Il Signore non abbandona i suoi nello sconforto e, come ci narra il vangelo, “prese con sé Pietro, Giacomo e Giovanni e li condusse su un alto monte. E fu trasfigurato davanti a loro”. Il suo volto all'istante “brillò come il sole”, preannunciando l’alba radiosa della sua risurrezione.

Il racconto prosegue dicendo: “Ed ecco apparvero loro Mosè ed Elia, che conversavano con Lui”.

Dialoga con Mosè, il liberatore e il legislatore d’Israele. Gesù nella sua Pasqua porterà a compimento l’antico esodo, scioglierà definitivamente l’umanità dalle catene delle sue molteplici schiavitù e suggellerà con la croce il comandamento nuovo dell’amore.

S’intrattiene con Elia, simbolo di ogni profezia, che strappa la coltre dell’ipocrisia, affinché venga smascherata ogni menzogna.
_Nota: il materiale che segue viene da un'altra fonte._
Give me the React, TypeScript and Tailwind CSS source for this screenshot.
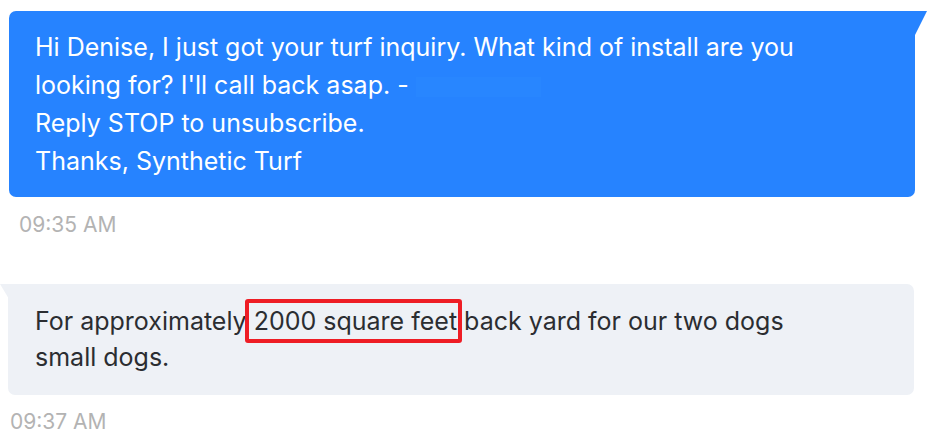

Il Signore alle prime luci di Pasqua rovescerà la pietra del sepolcro per diffondere nel mondo il suo annuncio di verità, la sua vittoria sulla morte, in uno sprigionarsi di grazia che come un fiume inonderà ogni cuore.

Signore, è bello per noi stare qui!” sbotta Pietro, il più provato dall’annuncio della passione, ora finalmente rincuorato, mentre dalla nube luminosa irrompe la voce del Padre, per ribadire: “È il figlio mio, l’amato, ascoltatelo!”. La fede di quei tre discepoli è ora rinvigorita: il loro sguardo può finalmente posarsi solo su Gesù, che li incoraggia a non avere paura.

In questo tempo di Quaresima intraprendiamo anche noi il santo viaggio che ci strappa dai deserti dell’anima, dove spesso vacilliamo sotto il peso delle nostre croci, e ci conduce, rinnovati nella fede, al sepolcro vuoto, simbolo silente di Cristo risorto che, sconfiggendo la morte, ci ha riconsegnati alla vita.